▸ What you have to do: Emit the data below verbatim, stripping out any pictures.

▸ Material for this exercise:
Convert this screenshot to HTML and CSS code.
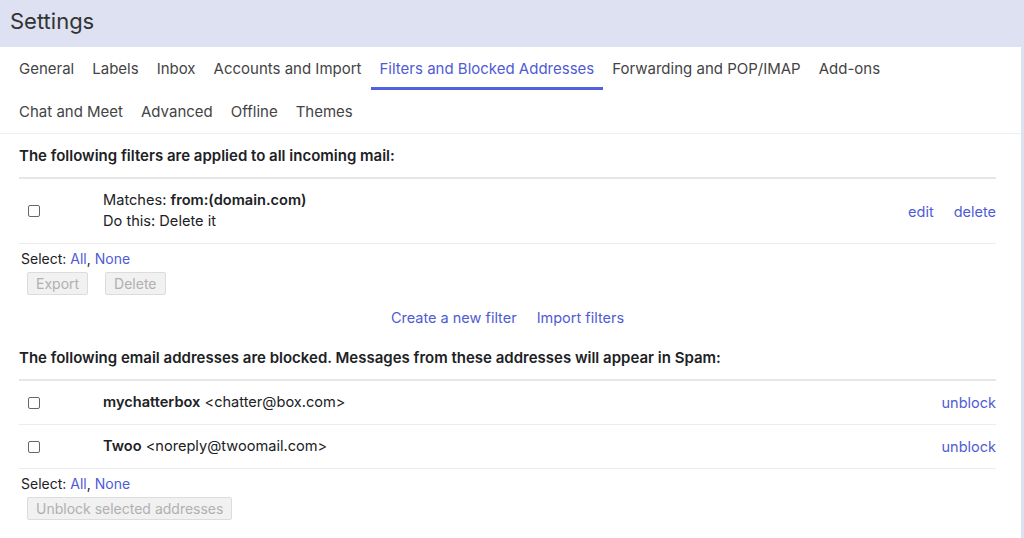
FILE: index.html
```html
<!DOCTYPE html>
<html>

<head>
  <meta charset="UTF-8">
  <link rel="stylesheet" href="styles.css">
</head>

<body>
  <div class="top">Settings</div>

  <div class="panel">
    <div class="tabs">
      <a class="tab">General</a>
      <a class="tab">Labels</a>
      <a class="tab">Inbox</a>
      <a class="tab">Accounts and Import</a>
      <a class="tab active">Filters and Blocked Addresses</a>
      <a class="tab">Forwarding and POP/IMAP</a>
      <a class="tab">Add-ons</a>
      <a class="tab">Chat and Meet</a>
      <a class="tab">Advanced</a>
      <a class="tab">Offline</a>
      <a class="tab">Themes</a>
    </div>

    <div class="content">
      <div class="heading">The following filters are applied to all incoming mail:</div>
      <div class="list">
        <div class="row tall">
          <div class="check"><span class="box"></span></div>
          <div class="info">
            <div>Matches: <b>from:(domain.com)</b></div>
            <div>Do this: Delete it</div>
          </div>
          <div class="actions"><a>edit</a><a>delete</a></div>
        </div>
      </div>
      <div class="select">Select: <a>All</a>, <a>None</a></div>
      <div class="buttons">
        <button class="btn">Export</button>
        <button class="btn">Delete</button>
      </div>
      <div class="links"><a>Create a new filter</a><a>Import filters</a></div>

      <div class="heading">The following email addresses are blocked. Messages from these addresses will appear in Spam:</div>
      <div class="list">
        <div class="row">
          <div class="check"><span class="box"></span></div>
          <div class="info"><b>mychatterbox</b> &lt;chatter@box.com&gt;</div>
          <div class="actions"><a>unblock</a></div>
        </div>
        <div class="row">
          <div class="check"><span class="box"></span></div>
          <div class="info"><b>Twoo</b> &lt;noreply@twoomail.com&gt;</div>
          <div class="actions"><a>unblock</a></div>
        </div>
      </div>
      <div class="select">Select: <a>All</a>, <a>None</a></div>
      <div class="buttons">
        <button class="btn">Unblock selected addresses</button>
      </div>
    </div>
  </div>
</body>

</html>
```

FILE: styles.css
```css
body {
  margin: 0;
  background-color: #dde1f1;
  font-family: Inter, "Liberation Sans", sans-serif;
  color: #202124;
  font-size: 14px;
}
a {
  color: #4f5bd5;
  cursor: pointer;
}
div.top {
  height: 47px;
  line-height: 43px;
  padding-left: 10px;
  font-size: 22px;
  color: #333;
}
div.panel {
  background-color: #fff;
  margin-right: 3px;
  height: 491px;
}
div.tabs {
  display: flex;
  flex-wrap: wrap;
  padding-left: 10px;
  padding-right: 100px;
  border-bottom: 1px solid #eceef3;
}
a.tab {
  height: 40px;
  line-height: 43px;
  padding: 0 9px;
  font-size: 15px;
  color: #444;
  border-bottom: 3px solid transparent;
}
a.tab.active {
  color: #4f5bd5;
  border-bottom-color: #5160e0;
}
div.content {
  padding: 0 25px 0 19px;
}
div.heading {
  font-weight: 600;
  font-size: 15px;
  padding: 13px 0 12px;
  line-height: 18px;
  border-bottom: 2px solid #e6e6e6;
}
div.row {
  display: flex;
  align-items: center;
  height: 43px;
  border-bottom: 1px solid #ececec;
}
div.row.tall {
  height: 64px;
}
div.check {
  width: 84px;
  padding-left: 9px;
  box-sizing: border-box;
  display: flex;
}
span.box {
  width: 10px;
  height: 10px;
  border: 1.5px solid #666;
  border-radius: 2px;
}
div.info {
  flex: 1;
  line-height: 21px;
  font-size: 14.6px;
}
div.info b {
  font-weight: 600;
}
div.actions {
  display: flex;
  gap: 20px;
  font-size: 14.5px;
}
div.select {
  padding: 6px 0 0 2px;
  line-height: 17px;
}
div.buttons {
  display: flex;
  gap: 17px;
  padding: 5px 0 0 8px;
}
button.btn {
  height: 23px;
  padding: 0 8px;
  font-family: Inter, "Liberation Sans", sans-serif;
  font-size: 14px;
  color: #b0b0b0;
  background-color: #f1f1f1;
  border: 1px solid #dcdcdc;
  border-radius: 2px;
}
div.links {
  display: flex;
  justify-content: center;
  gap: 20px;
  padding: 13px 0 8px;
  font-size: 14.5px;
  line-height: 20px;
}
```
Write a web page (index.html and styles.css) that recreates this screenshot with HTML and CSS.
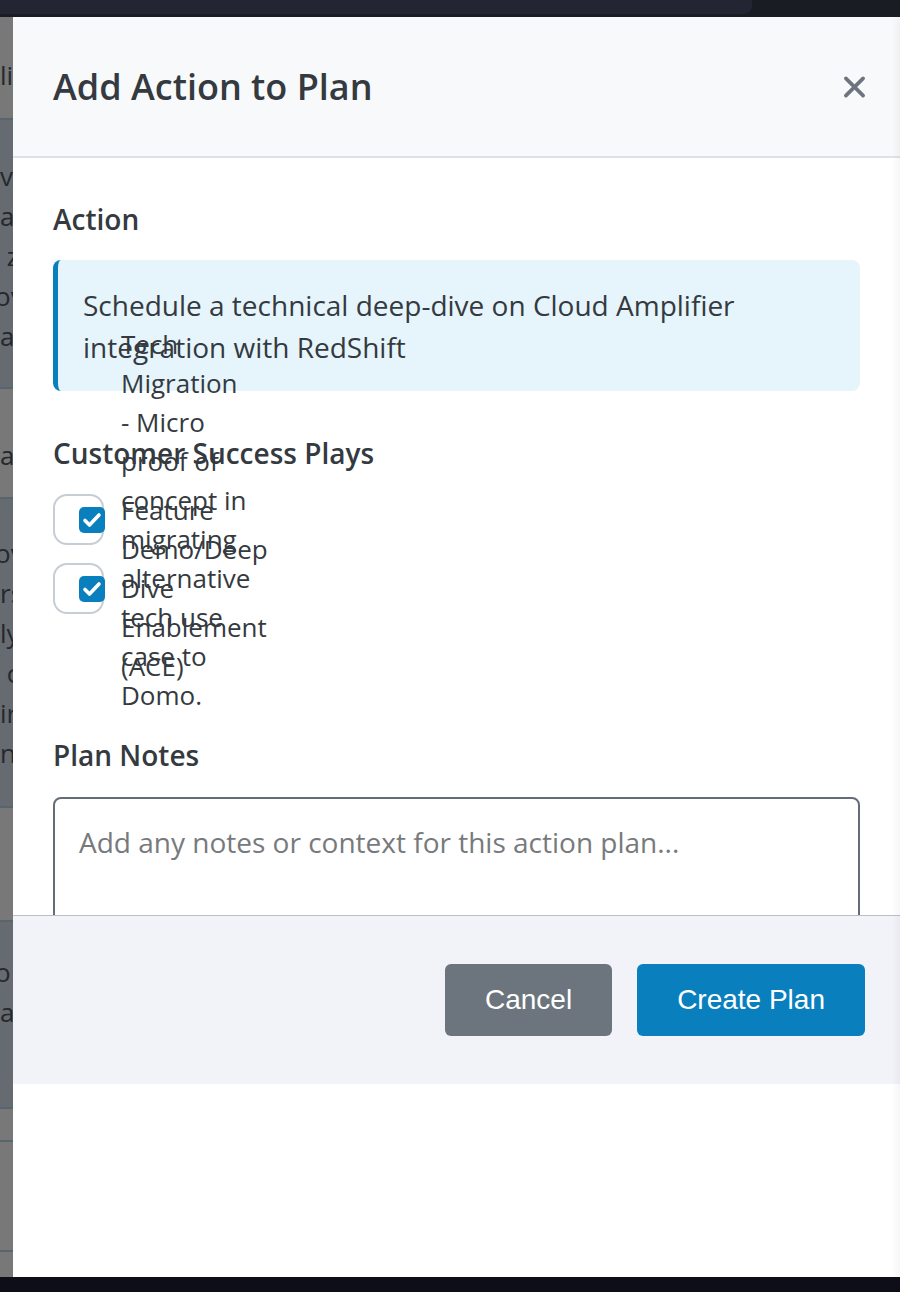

▸ Answer below:
Convert this screenshot to HTML and CSS code.
FILE: index.html
```html
<!DOCTYPE html>
<html>

<head>
  <meta charset="UTF-8">
  <link rel="stylesheet" href="styles.css">
</head>

<body>
  <div class="top">Settings</div>

  <div class="panel">
    <div class="tabs">
      <a class="tab">General</a>
      <a class="tab">Labels</a>
      <a class="tab">Inbox</a>
      <a class="tab">Accounts and Import</a>
      <a class="tab active">Filters and Blocked Addresses</a>
      <a class="tab">Forwarding and POP/IMAP</a>
      <a class="tab">Add-ons</a>
      <a class="tab">Chat and Meet</a>
      <a class="tab">Advanced</a>
      <a class="tab">Offline</a>
      <a class="tab">Themes</a>
    </div>

    <div class="content">
      <div class="heading">The following filters are applied to all incoming mail:</div>
      <div class="list">
        <div class="row tall">
          <div class="check"><span class="box"></span></div>
          <div class="info">
            <div>Matches: <b>from:(domain.com)</b></div>
            <div>Do this: Delete it</div>
          </div>
          <div class="actions"><a>edit</a><a>delete</a></div>
        </div>
      </div>
      <div class="select">Select: <a>All</a>, <a>None</a></div>
      <div class="buttons">
        <button class="btn">Export</button>
        <button class="btn">Delete</button>
      </div>
      <div class="links"><a>Create a new filter</a><a>Import filters</a></div>

      <div class="heading">The following email addresses are blocked. Messages from these addresses will appear in Spam:</div>
      <div class="list">
        <div class="row">
          <div class="check"><span class="box"></span></div>
          <div class="info"><b>mychatterbox</b> &lt;chatter@box.com&gt;</div>
          <div class="actions"><a>unblock</a></div>
        </div>
        <div class="row">
          <div class="check"><span class="box"></span></div>
          <div class="info"><b>Twoo</b> &lt;noreply@twoomail.com&gt;</div>
          <div class="actions"><a>unblock</a></div>
        </div>
      </div>
      <div class="select">Select: <a>All</a>, <a>None</a></div>
      <div class="buttons">
        <button class="btn">Unblock selected addresses</button>
      </div>
    </div>
  </div>
</body>

</html>
```

FILE: styles.css
```css
body {
  margin: 0;
  background-color: #dde1f1;
  font-family: Inter, "Liberation Sans", sans-serif;
  color: #202124;
  font-size: 14px;
}
a {
  color: #4f5bd5;
  cursor: pointer;
}
div.top {
  height: 47px;
  line-height: 43px;
  padding-left: 10px;
  font-size: 22px;
  color: #333;
}
div.panel {
  background-color: #fff;
  margin-right: 3px;
  height: 491px;
}
div.tabs {
  display: flex;
  flex-wrap: wrap;
  padding-left: 10px;
  padding-right: 100px;
  border-bottom: 1px solid #eceef3;
}
a.tab {
  height: 40px;
  line-height: 43px;
  padding: 0 9px;
  font-size: 15px;
  color: #444;
  border-bottom: 3px solid transparent;
}
a.tab.active {
  color: #4f5bd5;
  border-bottom-color: #5160e0;
}
div.content {
  padding: 0 25px 0 19px;
}
div.heading {
  font-weight: 600;
  font-size: 15px;
  padding: 13px 0 12px;
  line-height: 18px;
  border-bottom: 2px solid #e6e6e6;
}
div.row {
  display: flex;
  align-items: center;
  height: 43px;
  border-bottom: 1px solid #ececec;
}
div.row.tall {
  height: 64px;
}
div.check {
  width: 84px;
  padding-left: 9px;
  box-sizing: border-box;
  display: flex;
}
span.box {
  width: 10px;
  height: 10px;
  border: 1.5px solid #666;
  border-radius: 2px;
}
div.info {
  flex: 1;
  line-height: 21px;
  font-size: 14.6px;
}
div.info b {
  font-weight: 600;
}
div.actions {
  display: flex;
  gap: 20px;
  font-size: 14.5px;
}
div.select {
  padding: 6px 0 0 2px;
  line-height: 17px;
}
div.buttons {
  display: flex;
  gap: 17px;
  padding: 5px 0 0 8px;
}
button.btn {
  height: 23px;
  padding: 0 8px;
  font-family: Inter, "Liberation Sans", sans-serif;
  font-size: 14px;
  color: #b0b0b0;
  background-color: #f1f1f1;
  border: 1px solid #dcdcdc;
  border-radius: 2px;
}
div.links {
  display: flex;
  justify-content: center;
  gap: 20px;
  padding: 13px 0 8px;
  font-size: 14.5px;
  line-height: 20px;
}
```
Write a web page (index.html and styles.css) that recreates this screenshot with HTML and CSS.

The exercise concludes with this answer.